E não se trata de restringir análises, deficiências podem sim ser analisadas como metáfora para mazelas sociais, desvio de caráter, diferenciação ou qualquer outro tipo de relação com a negação. Contudo, até que ponto a análise de deficiência, em personagens e narrativas, como recurso exclusivamente metafórico não é limitante ou reducionista? Até que ponto as análises que tratam de existências deficientes como apenas analogias para outras coisas não estão contribuindo para o apagamento simbólico e material dessas existências em realidades para além da ficção?
Não se trata de impossibilitar o uso metafórico do corpo, mas de se perguntar e disputar os discursos em torno das noções de corpo, se perguntando de qual corpo se fala, e quais as implicações sociais e políticas disso. Ainda sobre os mecanismos da prótese narrativa, no livro Deficiência na ficção científica: representações de tecnologia como cura (Disability in science fiction: representations of technology as cure, título original), Kathryn Allan analisa o modo como neste gênero é recorrente a narrativa de compensação de deficiências por meio da obtenção de super-poderes e, por consequência, a transformação em algo superior e mais válido do que um ordinário corpo deficiente, ou seja, um super-herói.    

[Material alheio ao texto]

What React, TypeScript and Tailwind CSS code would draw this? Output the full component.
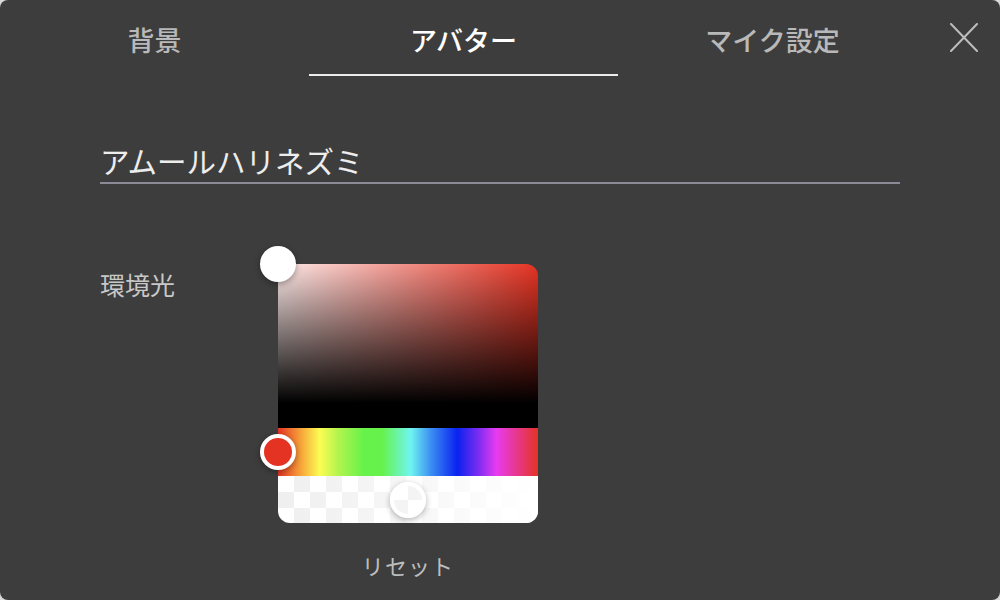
import React from "react"

const tabs = ["背景", "アバター", "マイク設定"]

const App = () => {
  const active = 1
  return (
    <div className="w-[1000px] h-[600px] bg-[#d9d9d9] font-['Noto_Sans_CJK_JP','Noto_Sans',sans-serif]">
      <div className="w-full h-full rounded-lg bg-[#3d3d3d] flex flex-col">
        {/* Tabs */}
        <div className="flex items-start">
          {tabs.map((t, i) => (
            <div
              key={t}
              className={
                i === active
                  ? "w-[309px] h-[76px] pt-[6px] flex items-center justify-center border-b-2 border-[#ececec] text-[27px] font-medium text-white"
                  : "w-[309px] h-[76px] pt-[6px] flex items-center justify-center border-b-2 border-transparent text-[27px] font-medium text-[#b9b9b9]"
              }
            >
              {t}
            </div>
          ))}
          <button className="ml-[22px] mt-[23px] w-[30px] h-[30px] text-[#bdbdbd]">
            <svg viewBox="0 0 30 30" width="30" height="30" fill="none" stroke="currentColor" strokeWidth="2" strokeLinecap="round">
              <path d="M2 1 L28 28 M28 1 L2 28" />
            </svg>
          </button>
        </div>

        {/* Name */}
        <div className="mx-[100px] mt-[62px] h-[46px] leading-[44px] border-b-2 border-[#8a8b96] text-[29.5px] text-[#ededed]">
          アムールハリネズミ
        </div>

        {/* Ambient light */}
        <div className="flex mt-[80px] ml-[100px]">
          <div className="w-[178px] leading-[40px] text-[25px] text-[#c8c8c8]">環境光</div>
          <div className="flex flex-col items-center">
            <div className="relative w-[260px]">
              <div className="rounded-[12px] overflow-hidden flex flex-col">
                <div className="h-[164px] bg-[linear-gradient(to_bottom,transparent,#000_85%),linear-gradient(to_right,rgba(255,255,255,0.9),rgba(255,255,255,0)),linear-gradient(#e53323,#e53323)]" />
                <div className="h-[48px] bg-[linear-gradient(to_right,#e53323_0%,#f6a63a_9%,#fdfc52_16%,#b4f44e_23%,#66f24a_33%,#66f24c_40%,#6ff5f0_51%,#3a8cf2_59%,#0a22f0_69%,#7a2cf0_77%,#e83bf0_84%,#e53323_100%)]" />
                <div className="relative h-[47px] bg-[repeating-conic-gradient(#efefef_0_25%,#ffffff_0_50%)] bg-[length:32px_32px]">
                  <div className="absolute inset-0 bg-gradient-to-r from-transparent to-white" />
                </div>
              </div>
              {/* thumbs */}
              <div className="absolute left-[-18px] top-[-18px] w-[36px] h-[36px] rounded-full bg-white shadow-[0_2px_6px_rgba(0,0,0,0.35)]" />
              <div className="absolute left-[-18px] top-[170px] w-[36px] h-[36px] rounded-full bg-[#e53323] border-4 border-white shadow-[0_2px_6px_rgba(0,0,0,0.35)]" />
              <div className="absolute left-[112px] top-[218px] w-[36px] h-[36px] rounded-full border-4 border-white bg-[repeating-conic-gradient(#f4f4f4_0_25%,#ffffff_0_50%)] bg-[length:28px_28px] shadow-[0_2px_6px_rgba(0,0,0,0.3)]" />
            </div>
            <div className="mt-[26px] leading-[32px] text-[22px] text-[#bdbdbd] tracking-wider">リセット</div>
          </div>
        </div>
      </div>
    </div>
  )
}

export default App
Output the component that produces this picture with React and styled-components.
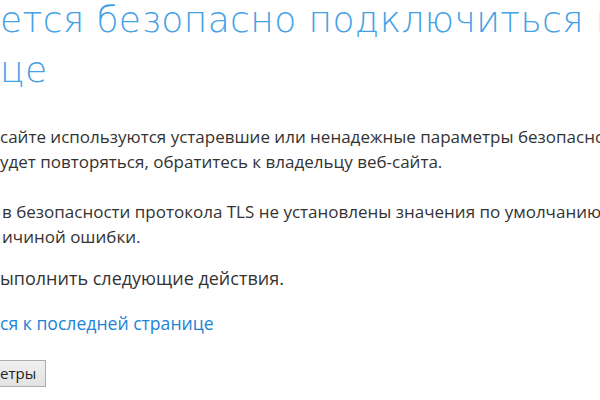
import React from "react";
import styled, { createGlobalStyle } from "styled-components";

const Global = createGlobalStyle`
  html, body { margin: 0; padding: 0; background: #ffffff; }
  body { overflow: hidden; }
`;

const Page = styled.main`
  width: 600px;
  height: 400px;
  overflow: hidden;
  font-family: "Segoe UI", "Open Sans", "Noto Sans", sans-serif;
  color: #333333;
`;

const Title = styled.h1`
  margin: -5px 0 0 0;
  font-family: "DejaVu Sans", "Open Sans", sans-serif;
  font-size: 36px;
  font-weight: 200;
  letter-spacing: 0.4px;
  line-height: 50px;
  color: #45a1e6;
  white-space: nowrap;
`;

const Line = styled.span`
  display: block;
  white-space: nowrap;
  padding-left: ${(p) => p.$indent || 0}px;
`;

const Para = styled.p`
  margin: ${(p) => p.$top || 0}px 0 0 0;
  font-size: ${(p) => p.$size || 17}px;
  line-height: 25px;
  white-space: nowrap;
`;

const Link = styled.a`
  display: block;
  margin-top: 20px;
  font-size: 17.6px;
  line-height: 25px;
  color: #1c83d6;
  text-decoration: none;
  white-space: nowrap;
`;

const Button = styled.button`
  display: block;
  box-sizing: border-box;
  margin-top: 24px;
  height: 27px;
  width: 46px;
  padding: 0 0 1px 0;
  text-align: left;
  font-family: "Segoe UI", "Open Sans", "Noto Sans", sans-serif;
  font-size: 15px;
  color: #222;
  background: linear-gradient(#f0f0f0, #e3e3e3);
  border: 1px solid #adadad;
  border-left: none;
  border-radius: 0;
`;

export default function App() {
  return (
    <>
      <Global />
      <Page>
        <Title>
          <Line>ется безопасно подключиться к этой</Line>
          <Line>це</Line>
        </Title>
        <Para $top={29}>
          <Line>сайте используются устаревшие или ненадежные параметры безопасности</Line>
          <Line>удет повторяться, обратитесь к владельцу веб-сайта.</Line>
        </Para>
        <Para $top={25}>
          <Line $indent={2}>в безопасности протокола TLS не установлены значения по умолчанию</Line>
          <Line $indent={2}>ичиной ошибки.</Line>
        </Para>
        <Para $top={17} $size={18}>
          <Line>ыполнить следующие действия.</Line>
        </Para>
        <Link href="#">ся к последней странице</Link>
        <Button type="button">етры</Button>
      </Page>
    </>
  );
}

           E se pararmos para pensar, parte significativa do universo dos quadrinhos de super-heróis, ou das histórias que narram epidemias de vírus zumbi, ou, ainda, se repararmos na estranheza das representações de aliens, orcs ,criaturas como a criada por Victor Frankenstein, não estamos, no fundo, tratando sobre definições de corpos: normais e anormais, saudáveis e doentes, contaminados e puros? Não é também a partir da descrição dessas corporalidades outras que o estranhamento se faz? Por que, então, é tão escasso o uso da categoria deficiência como chave de leitura/análise em literatura?
           Metaforização, diferenciação e compensação/superação, são esses os principais recursos analíticos relacionados à deficiência. São essas as lentes geralmente usadas na avaliação de personagens com deficiência e suas histórias. Entretanto, em qual medida esses recursos dizem não sobre o objeto pesquisado, mas sim sobre quem pesquisa? O quanto ou o quê significa o entendimento de deficiência apenas como ausência, falha ou insuficiência, e não como um aspecto estruturante de diversas vidas?
  No filme Margarita com canudinho, de Shonali Bose, a protagonista, Laila, uma jovem, indiana, com paralisia cerebral, se muda para os Estados Unidos para fazer um intercâmbio em uma universidade. Nessa história, o foco não é a superação da paralisia cerebral ou sobre como a protagonista serviu de inspiração, elevação moral para as personagens sem deficiência da narrativa.  Aborda-se nada mais nada menos do que a experiência de uma jovem com deficiência lidando com questões sociais, políticas, afetivas, psicológicas, sexuais, de acessibilidade e fisiológicas em sua vida, e sim, a deficiência atravessa todas e cada uma dessas áreas, porém, não é o foco exclusivo caracterizante da personagem e da narrativa.
Seguindo esta lógica, o romance autobiográfico O corpo em que nasci, de Guadalupe Nettel, não se reduz a contar sobre o sofrimento e a necessidade de compensação de uma protagonista com deficiência visual. Conta, sim, sobre como a perspectiva de familiares, amigos e um mundo despreparados para compreender corpos ditos anormais pode contribuir negativamente para a sensação de deslocamento de quem é visto como outsider, anormal, não-saudável.  
Nessas duas narrativas, não há um foco na diferenciação ou na metaforização da deficiência, há, pelo contrário, a possibilidade de existir plenamente a partir de corpos que são socialmente entendidos como inferiores e/ou menos humanos. No álbum musical Um corpo no mundo, Luedji Luna situa a si a partir de “cor, corte e história do seu lugar”, do lado de cá, eu me atreveria a observar e acrescentar que para situar um corpo no mundo e as narrativas de e sobre ele é necessário, também, refletir quais as formas, as deformidades, texturas e anormalidades dele. Porque, para além das metáforas sobre sujeira e degradação e do simbólico, corpos e histórias com deficiência existem.  Afinal, quando descrevemos, narramos sobre corpo nos referimos não somente a aspectos psicológicos, metafóricos ou imaginativos, há, em contrapartida, noções do que é corporalidade e, mais especificamente, do que é habitar ou ser um corpo estranho.